|
|
|
|
|
|
|
|
|
Date: |
1995-12-28 |
From: |
Paul |
Subject: |
Alexander Algorithm |
I'd like to request that the Alexander algorithmist put his thinking
cap on and consider an adjustment or clarification to the world
generation algorithm. The part that bothers me is the allocation of the
temporary sparklist array. A quick review of the use of the sparklist
(this is from 1+ year old memory, and may be a bit faulty):
The list gets "seeded" with a few random sparks.
Loop until the sparklist is empty:
A random spark is removed from the list and its nearest eight neighbors
on the map get inspected. If unassigned, they are assigned and added to
the sparklist.
So how big does the sparklist get? No larger than the number of cells
in the world, I guess, but that's a pretty big number (we looked at
this briefly a few years back, but didn't come up with anything
definite). The sparklist is actually a structure containing (x,y)
pairs, so there are two integers per entry. One could also redundantly
store the terrain type here, but I chose to not do this - my algorithm
takes the (x,y) pair and looks up the terrain type on the world map.

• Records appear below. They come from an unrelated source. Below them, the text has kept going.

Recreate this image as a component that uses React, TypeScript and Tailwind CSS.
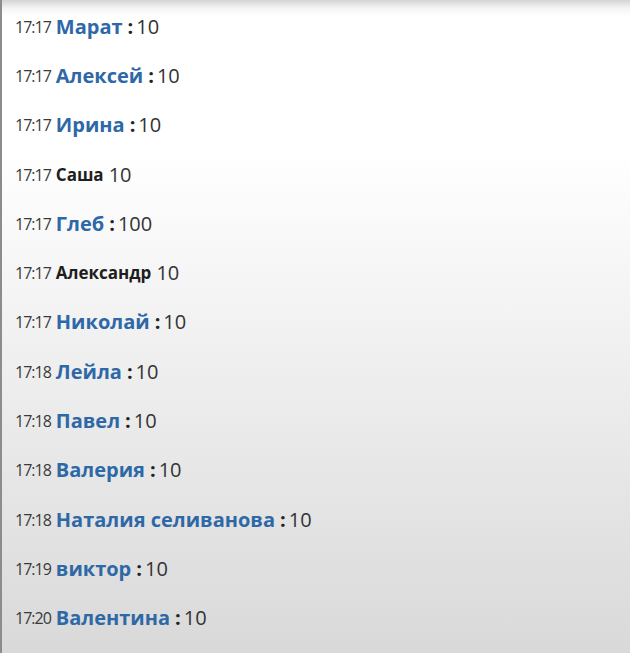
const rows: { t: string; name: string; v: string; plain?: boolean }[] = [
  { t: "17:17", name: "Марат", v: "10" },
  { t: "17:17", name: "Алексей", v: "10" },
  { t: "17:17", name: "Ирина", v: "10" },
  { t: "17:17", name: "Саша", v: "10", plain: true },
  { t: "17:17", name: "Глеб", v: "100" },
  { t: "17:17", name: "Александр", v: "10", plain: true },
  { t: "17:17", name: "Николай", v: "10" },
  { t: "17:18", name: "Лейла", v: "10" },
  { t: "17:18", name: "Павел", v: "10" },
  { t: "17:18", name: "Валерия", v: "10" },
  { t: "17:18", name: "Наталия селиванова", v: "10" },
  { t: "17:19", name: "виктор", v: "10" },
  { t: "17:20", name: "Валентина", v: "10" },
];

export default function App() {
  return (
    <div className="h-[653px] w-[630px] overflow-hidden border-l-2 border-[#8c8c8c] bg-[linear-gradient(to_bottom,#d3d3d3_0px,#f4f4f4_8px,#ffffff_16px,#ffffff_150px,#d9d9d9_100%)] pt-[2px] font-['Open_Sans',sans-serif]">
      {rows.map((r, i) => (
        <div key={i} className="flex h-[49.3px] items-center whitespace-pre pl-[13px] text-[#333]">
          <span className="mr-[5px] text-[16px] tracking-[-1px] text-[#3a3a3a]">{r.t}</span>
          {r.plain ? (
            <>
              <span className="text-[17px] font-bold text-[#1e1e1e]">{r.name}</span>
              <span className="ml-[5px] text-[20px] text-[#333]">{r.v}</span>
            </>
          ) : (
            <>
              <span className="text-[20px] font-bold text-[#2e68a6]">{r.name}</span>
              <span className="ml-[5px] text-[20px] font-bold text-[#222]">:</span>
              <span className="ml-[3px] text-[20px] text-[#333]">{r.v}</span>
            </>
          )}
        </div>
      ))}
    </div>
  );
}
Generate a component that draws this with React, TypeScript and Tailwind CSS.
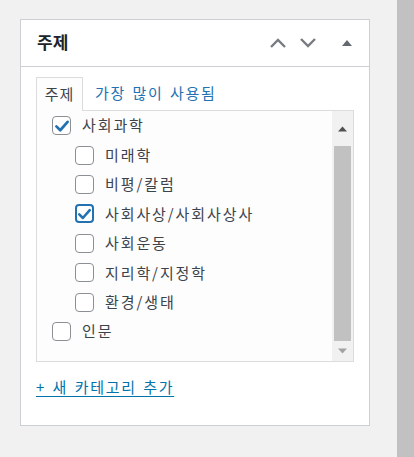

If we store the (x,y) coordinates as 2-byte integer pairs (which seems
reasonable to me), I'm confident the sparklist will never exceed rows x
columns x 2 x 2 bytes. For a 100x100 world (not huge), this is 40,000
bytes - a pretty big chunk of memory. Or is it? Maybe I'm being stingy
and old-fashioned here. On the Mac, I made the arbitrary assumption
that the sparklist never exceeded a third or so of this size. This was
necessary at the time because of an annoying 32K limit on data segment
sizes on the 68K processor (or so I now recall). But once in a while
this assumption was wrong, and all hell would break loose when I
wandered past the end of the array. I guess I could put error checking
in, and just quietly restart the algorithm from scratch on the
occasions that the sparklist filled up, but error checking is a little
expensive in a tight loop like this, and I'd rather deal with something
slightly more deterministic.
So the challenge, I think, is this: either show a reasonable upper
limit on the sparklist size, or switch to a new data structure that
doesn't require random access.
A few words on the latter option: Needing to know an upper limit on
size would go away if I could dynamically allocate memory for the
sparklist. In my mind, this might be the preferrable solution. For a
while I considered implementing the sparklist as a linked list. This
solves the size problem, but creates another - random access into
linked lists is unbearably slow. I'm sure this would ruin performance.
But maybe random access isn't that important. What would happen if, in
the original algorithm (above), we substituted "The last spark is
removed from the list" for "A random spark is removed from the list?"
Maybe we'd still get a nice random-looking world.
Whoops! I see I've whiled away the morning at work thinking about this.
Maybe I should do some real work before taking a lunch break.